But what exactly convinces four justices to grant review? The answer lies in Supreme Court Rule 10, which explicitly states that review on a writ of certiorari is "not a matter of right, but of judicial discretion." The rule emphasizes that a petition will be granted only for "compelling reasons." Crucially, Rule 10 notes that the court is rarely interested in correcting erroneous factual findings or the misapplication of a properly stated rule of law. Instead, the justices are looking for structural fractures in the American legal system that require a definitive, unifying voice.[2]
The most powerful and common reason for granting certiorari is the existence of a "circuit split." The federal judicial system is divided into 13 regional circuit courts of appeals. Occasionally, these courts interpret the exact same federal law in completely different ways. For example, the Ninth Circuit in California might rule that a specific police action violates the Fourth Amendment, while the Fifth Circuit in Texas might rule that the identical action is perfectly constitutional. When federal law applies differently depending on where a citizen lives, the Supreme Court almost always steps in to harmonize the law and resolve the split.[2][3]
Beyond circuit splits, Rule 10 outlines other scenarios that demand the Supreme Court's attention. The justices are highly likely to grant review if a state supreme court decides an important federal question in a way that conflicts with another state's highest court or a federal appeals court. Furthermore, if a lower court blatantly departs from the accepted and usual course of judicial proceedings, or if it issues a ruling that directly contradicts established Supreme Court precedent, the justices will intervene to reassert their authority and ensure lower courts are following the established legal hierarchy.[2][5]

To help the justices identify which cases truly possess national significance, outside organizations frequently participate in the certiorari process by filing amicus curiae, or "friend of the court," briefs. These briefs are submitted by parties who are not directly involved in the lawsuit but have a strong vested interest in the outcome. Industry groups, civil rights organizations, and coalitions of state attorneys general often file amicus briefs at the cert stage to signal to the court that a specific dispute has massive implications for the broader economy, public policy, or constitutional rights.[6][7]
When the Supreme Court inevitably denies the vast majority of petitions, the public and the press often misinterpret the action. A denial of certiorari is frequently reported as the Supreme Court "upholding" or "agreeing with" the lower court's decision. In reality, a denial means absolutely nothing regarding the merits of the case. It simply indicates that fewer than four justices felt the case met the strict criteria for review at that specific moment in time. While the lower court's ruling remains intact and binding for the parties involved, the Supreme Court's denial sets no national precedent whatsoever.[2][6]

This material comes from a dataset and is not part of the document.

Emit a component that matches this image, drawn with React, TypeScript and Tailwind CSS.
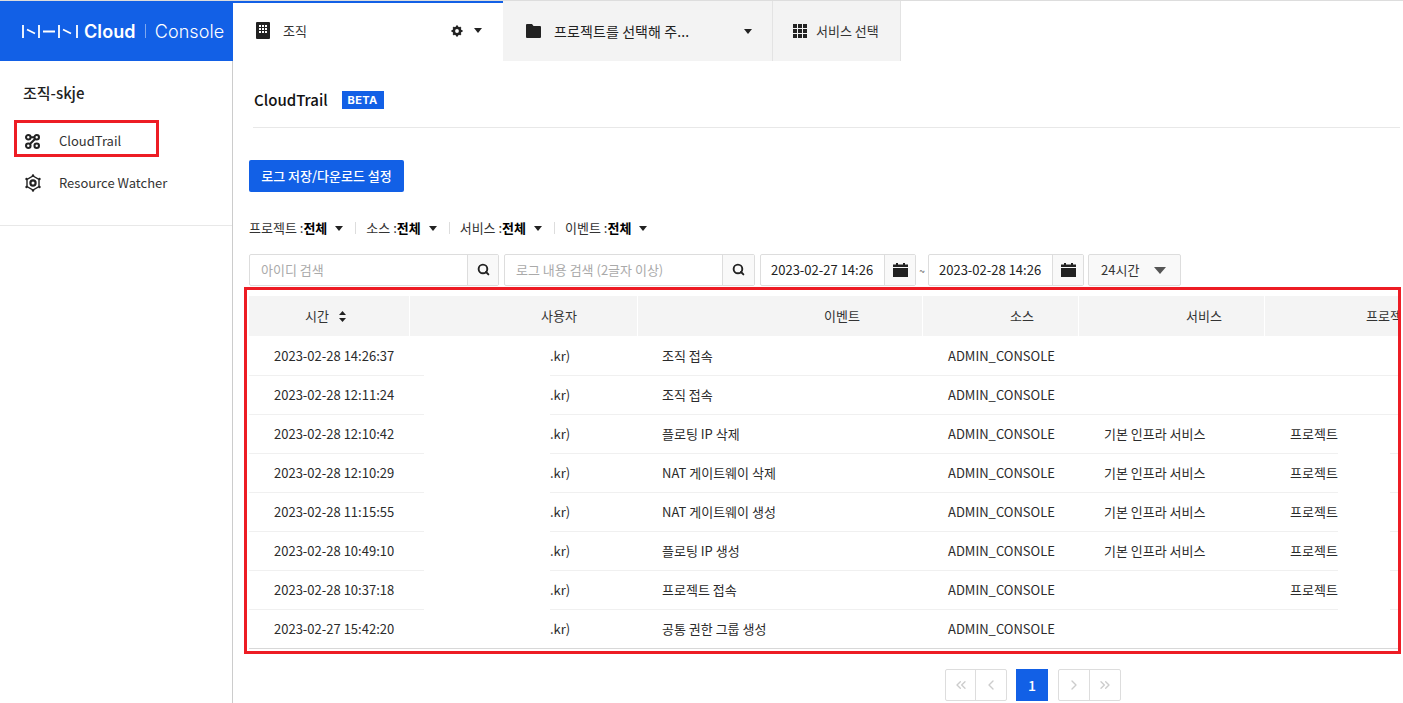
import { ChevronLeft, ChevronRight, ChevronsLeft, ChevronsRight, Search } from "lucide-react";

const FONT = "font-['Noto_Sans_CJK_KR','Noto_Sans',sans-serif]";

const rows = [
	{ time: "2023-02-28 14:26:37", event: "조직 접속", service: "", project: "" },
	{ time: "2023-02-28 12:11:24", event: "조직 접속", service: "", project: "" },
	{ time: "2023-02-28 12:10:42", event: "플로팅 IP 삭제", service: "기본 인프라 서비스", project: "프로젝트" },
	{ time: "2023-02-28 12:10:29", event: "NAT 게이트웨이 삭제", service: "기본 인프라 서비스", project: "프로젝트" },
	{ time: "2023-02-28 11:15:55", event: "NAT 게이트웨이 생성", service: "기본 인프라 서비스", project: "프로젝트" },
	{ time: "2023-02-28 10:49:10", event: "플로팅 IP 생성", service: "기본 인프라 서비스", project: "프로젝트" },
	{ time: "2023-02-28 10:37:18", event: "프로젝트 접속", service: "", project: "프로젝트" },
	{ time: "2023-02-27 15:42:20", event: "공통 권한 그룹 생성", service: "", project: "" },
];

const Caret = ({ className = "" }: { className?: string }) => (
	<span className={`inline-block w-0 h-0 border-x-[4px] border-x-transparent border-t-[5px] border-t-[#222] ${className}`} />
);

const GridIcon = ({ size = 14 }: { size?: number }) => (
	<svg width={size} height={size} viewBox="0 0 14 14" fill="#222">
		{[0, 5, 10].map((y) =>
			[0, 5, 10].map((x) => <rect key={`${x}-${y}`} x={x} y={y} width="4" height="4" />)
		)}
	</svg>
);

const OrgIcon = () => (
	<svg width="14" height="17" viewBox="0 0 14 17">
		<rect width="14" height="17" rx="1" fill="#222" />
		{[3, 6, 9].map((y) =>
			[3, 6, 9].map((x) => <rect key={`${x}-${y}`} x={x} y={y} width="2" height="2" fill="#fff" />)
		)}
	</svg>
);

const Logo = () => (
	<svg width="56" height="13" viewBox="0 0 56 13" fill="none" stroke="#fff" strokeWidth="1.8">
		<path d="M1 0v13M5 4.5l8 4M17 0v13M21 6.5h12M37 0v13M41 4.5l8 4M55 0v13" />
	</svg>
);

const TrailIcon = () => (
	<svg width="15" height="15" viewBox="0 0 16 16" fill="none" stroke="#222" strokeWidth="2.2">
		<circle cx="3.5" cy="3.5" r="2.4" />
		<circle cx="12.5" cy="3.5" r="2.4" />
		<circle cx="3.5" cy="12.5" r="2.4" />
		<circle cx="12.5" cy="12.5" r="2.4" />
		<path d="M6 3.5h4M5.5 10.5l5-5" />
	</svg>
);

const WatcherIcon = () => (
	<svg width="18" height="18" viewBox="0 0 18 18" fill="none" stroke="#222" strokeWidth="1.4">
		<path d="M9 2l6 3.5v7L9 16l-6-3.5v-7z" />
		<circle cx="9" cy="9" r="2.6" strokeWidth="2.2" />
		<circle cx="9" cy="1.5" r="1.2" fill="#222" stroke="none" />
		<circle cx="9" cy="16.5" r="1.2" fill="#222" stroke="none" />
		<circle cx="2.5" cy="5" r="1.2" fill="#222" stroke="none" />
		<circle cx="15.5" cy="5" r="1.2" fill="#222" stroke="none" />
		<circle cx="2.5" cy="13" r="1.2" fill="#222" stroke="none" />
		<circle cx="15.5" cy="13" r="1.2" fill="#222" stroke="none" />
	</svg>
);

const CalendarIcon = () => (
	<svg width="15" height="14" viewBox="0 0 15 14" fill="#222">
		<rect x="3" y="0" width="2" height="3" />
		<rect x="10" y="0" width="2" height="3" />
		<rect x="0" y="1.5" width="15" height="2.5" />
		<rect x="0" y="5" width="15" height="9" />
	</svg>
);

const SearchBox = ({ placeholder, width, button }: { placeholder: string; width: string; button: string }) => (
	<div className={`flex h-[32px] border border-[#ddd] rounded-[2px] ${width}`}>
		<div className="flex-1 pl-[11px] text-[13px] leading-[30px] text-[#aaa]">{placeholder}</div>
		<div className={`flex items-center justify-center bg-[#f9f9f9] border-l border-[#ddd] pb-[2px] ${button}`}>
			<Search size={13} strokeWidth={3.5} color="#222" />
		</div>
	</div>
);

const DateBox = ({ value }: { value: string }) => (
	<div className="flex h-[32px] w-[156px] border border-[#ddd] rounded-[2px]">
		<div className="flex-1 pl-[10px] text-[13px] leading-[30px] text-[#222]">{value}</div>
		<div className="w-[31px] flex items-center justify-center bg-[#f9f9f9] border-l border-[#ddd]">
			<CalendarIcon />
		</div>
	</div>
);

const Filter = ({ label }: { label: string }) => (
	<div className="flex items-center">
		<span className="text-[#333]">{label} :</span>
		<span className="font-bold text-black">전체</span>
		<Caret className="ml-[8px]" />
	</div>
);

const FilterDivider = () => <span className="ml-[12px] mr-[10px] w-px h-[12px] bg-[#ddd]" />;

const PageButton = ({ children, className = "w-[30px]" }: { children: React.ReactNode; className?: string }) => (
	<div className={`h-[30px] flex items-center justify-center text-[#ccc] ${className}`}>{children}</div>
);

const Header = ({ label, className = "" }: { label: string; className?: string }) => (
	<div className={`h-[40px] bg-[#f4f4f4] leading-[40px] text-[13px] text-[#333] whitespace-nowrap ${className}`}>{label}</div>
);

const App = () => {
	return (
		<div className={`relative w-[1403px] h-[703px] overflow-hidden bg-white ${FONT}`}>
			{/* top bar */}
			<div className="flex h-[61px] border-t border-[#ddd] bg-white">
				<div className="w-[233px] bg-[#1260e6] flex items-center pl-[22px] text-white">
					<Logo />
					<span className="ml-[6px] font-['Inter',sans-serif] font-semibold text-[18px] tracking-[0.1px]">Cloud</span>
					<span className="ml-[9px] w-px h-[14px] bg-[#7fa8ee]" />
					<span className="ml-[9px] font-['Inter',sans-serif] font-light text-[18px] tracking-[0.1px]">Console</span>
				</div>
				<div className="w-[270px] border-t-2 border-[#1260e6] bg-white flex items-center pl-[23px] pb-[3px] text-[13px] text-[#333]">
					<OrgIcon />
					<span className="ml-[13px] flex-1">조직</span>
					<svg width="12" height="12" viewBox="0 0 12 12" className="mr-[11px]">
						<circle cx="6" cy="6" r="3.2" fill="none" stroke="#222" strokeWidth="2.6" />
						<path d="M6 0.5v2M6 9.5v2M0.5 6h2M9.5 6h2M2.2 2.2l1.4 1.4M8.4 8.4l1.4 1.4M2.2 9.8l1.4-1.4M8.4 3.6l1.4-1.4" stroke="#222" strokeWidth="2" />
					</svg>
					<Caret className="mr-[21px]" />
				</div>
				<div className="w-[270px] bg-[#f3f3f3] border-r border-[#e3e3e3] flex items-center pl-[23px] text-[14px] text-[#222]">
					<svg width="15" height="14" viewBox="0 0 15 14" fill="#222">
						<path d="M0 1a1 1 0 0 1 1-1h5l1.5 2H14a1 1 0 0 1 1 1v10a1 1 0 0 1-1 1H1a1 1 0 0 1-1-1z" />
					</svg>
					<span className="ml-[13px] flex-1 tracking-[0.1px]">프로젝트를 선택해 주...</span>
					<Caret className="mr-[20px]" />
				</div>
				<div className="w-[128px] bg-[#f3f3f3] border-r border-[#e3e3e3] flex items-center pl-[20px] text-[13px] text-[#333]">
					<GridIcon />
					<span className="ml-[9px]">서비스 선택</span>
				</div>
			</div>

			<div className="flex h-[642px]">
				{/* sidebar */}
				<div className="w-[233px] shrink-0 border-r border-[#ccc]">
					<div className="h-[165px] border-b border-[#e8e8e8]">
						<div className="pl-[23px] pt-[20px] text-[15px] font-medium leading-[24px] text-[#222]">조직-skje</div>
						<div className="flex items-center h-[42px] mt-[15px] pl-[25px] text-[13px] text-[#333]">
							<TrailIcon />
							<span className="ml-[19px]">CloudTrail</span>
						</div>
						<div className="flex items-center h-[42px] pl-[24px] text-[13px] text-[#333]">
							<WatcherIcon />
							<span className="ml-[17px]">Resource Watcher</span>
						</div>
					</div>
				</div>

				{/* main */}
				<div className="flex-1 pl-[16px] min-w-0">
					<div className="ml-[4px] mr-[3px] h-[67px] border-b border-[#e8e8e8] flex items-center pt-[12px]">
						<span className="ml-[1px] text-[15px] font-medium text-[#111]">CloudTrail</span>
						<span className="ml-[14px] w-[42px] h-[18px] bg-[#1260e6] text-white text-[11px] font-['Inter',sans-serif] font-bold tracking-[0.4px] flex items-center justify-center">BETA</span>
					</div>
					<div className="mt-[32px] w-[155px] h-[32px] bg-[#1260e6] rounded-[2px] text-white text-[13px] font-medium flex items-center justify-center">
						로그 저장/다운로드 설정
					</div>
					<div className="mt-[26px] h-[20px] flex items-center text-[13px]">
						<Filter label="프로젝트" />
						<FilterDivider />
						<Filter label="소스" />
						<FilterDivider />
						<Filter label="서비스" />
						<FilterDivider />
						<Filter label="이벤트" />
					</div>
					<div className="mt-[16px] flex items-center">
						<SearchBox placeholder="아이디 검색" width="w-[250px]" button="w-[31px]" />
						<div className="w-[5px]" />
						<SearchBox placeholder="로그 내용 검색 (2글자 이상)" width="w-[251px]" button="w-[32px]" />
						<div className="w-[5px]" />
						<DateBox value="2023-02-27 14:26" />
						<span className="w-[12px] text-center text-[10px] text-[#555]">~</span>
						<DateBox value="2023-02-28 14:26" />
						<div className="ml-[4px] w-[93px] h-[32px] border border-[#ddd] rounded-[2px] bg-[#f9f9f9] flex items-center pl-[12px] text-[13px] text-[#333]">
							24시간
							<span className="ml-[15px] inline-block w-0 h-0 border-x-[6px] border-x-transparent border-t-[7px] border-t-[#555]" />
						</div>
					</div>

					{/* table */}
					<div className="mt-[10px] w-[1149px] overflow-hidden">
						<div className="grid grid-cols-[160px_227px_284px_155px_185px_1fr] gap-x-px -mr-[1px]">
							<div className="h-[40px] bg-[#f4f4f4] flex items-center pl-[56px] text-[13px] text-[#333]">
								시간
								<svg width="7" height="11" viewBox="0 0 7 11" fill="#222" className="ml-[10px]">
									<path d="M3.5 0L7 4H0zM3.5 11L0 7h7z" />
								</svg>
							</div>
							<Header label="사용자" className="pl-[131px]" />
							<Header label="이벤트" className="pl-[186px]" />
							<Header label="소스" className="pl-[87px]" />
							<Header label="서비스" className="pl-[107px]" />
							<Header label="프로젝트" className="pl-[101px]" />
						</div>
						<div className="pt-px text-[13px] text-[#2b2b2b]">
							{rows.map((row, i) => (
								<div key={row.time}>
									<div className="grid grid-cols-[161px_228px_285px_156px_186px_1fr] h-[38px] items-center leading-[38px]">
										<div className="pl-[25px]">{row.time}</div>
										<div className="pl-[140px]">.kr)</div>
										<div className="pl-[24px]">{row.event}</div>
										<div className="pl-[25px]">ADMIN_CONSOLE</div>
										<div className="pl-[25px]">{row.service}</div>
										<div className="pl-[25px]">{row.project}</div>
									</div>
									{i < rows.length - 1 ? (
										<div className="flex h-px">
											<div className="w-[175px] bg-[#f0f0f0]" />
											<div className="w-[126px]" />
											<div className="w-[788px] bg-[#f0f0f0]" />
											<div className={i < 2 ? "w-[52px] bg-[#f0f0f0]" : "w-[52px]"} />
											<div className="flex-1 bg-[#f0f0f0]" />
										</div>
									) : (
										<div className="h-px bg-[#d8d8d8]" />
									)}
								</div>
							))}
						</div>
					</div>

					{/* pagination */}
					<div className="mt-[20px] ml-[696px] flex">
						<div className="flex border border-[#ddd] rounded-[2px]">
							<PageButton className="w-[30px] border-r border-[#ddd]"><ChevronsLeft size={16} /></PageButton>
							<PageButton><ChevronLeft size={16} /></PageButton>
						</div>
						<div className="ml-[9px] w-[32px] h-[32px] bg-[#1260e6] text-white text-[14px] font-medium flex items-center justify-center">1</div>
						<div className="ml-[10px] flex border border-[#ddd] rounded-[2px]">
							<PageButton className="w-[31px] border-r border-[#ddd]"><ChevronRight size={16} /></PageButton>
							<PageButton><ChevronsRight size={16} /></PageButton>
						</div>
					</div>
				</div>
			</div>

			{/* red annotation boxes */}
			<div className="absolute left-[14px] top-[120px] w-[145px] h-[37px] border-[3px] border-[#ed1c24]" />
			<div className="absolute left-[244px] top-[287px] w-[1157px] h-[367px] border-[3px] border-[#ed1c24]" />
		</div>
	);
};

export default App;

For the lucky one to two percent of petitioners who successfully secure a writ of certiorari, the real battle is just beginning. Once cert is granted, the case is officially placed on the Supreme Court's docket. The petitioner is given a strict deadline to file a comprehensive brief on the merits, expanding upon the arguments made in their initial petition. The respondent then files their own brief defending the lower court's decision. These extensive written arguments form the bedrock of the case, setting the stage for the rigorous questioning the attorneys will face during oral arguments.[1][6]

Over the past few decades, legal scholars have noted a distinct trend: the Supreme Court's docket has been steadily shrinking. In the mid-20th century, the court routinely heard over 200 cases per term; today, that number rarely exceeds 70 or 80 full merits cases. Some analysts attribute this decline to the institutionalization of the cert pool, theorizing that young law clerks, terrified of recommending a messy or flawed case to their bosses, default to recommending denial. Others argue that Congress has simply passed fewer sweeping laws requiring interpretation, leading to a natural reduction in circuit splits.[7]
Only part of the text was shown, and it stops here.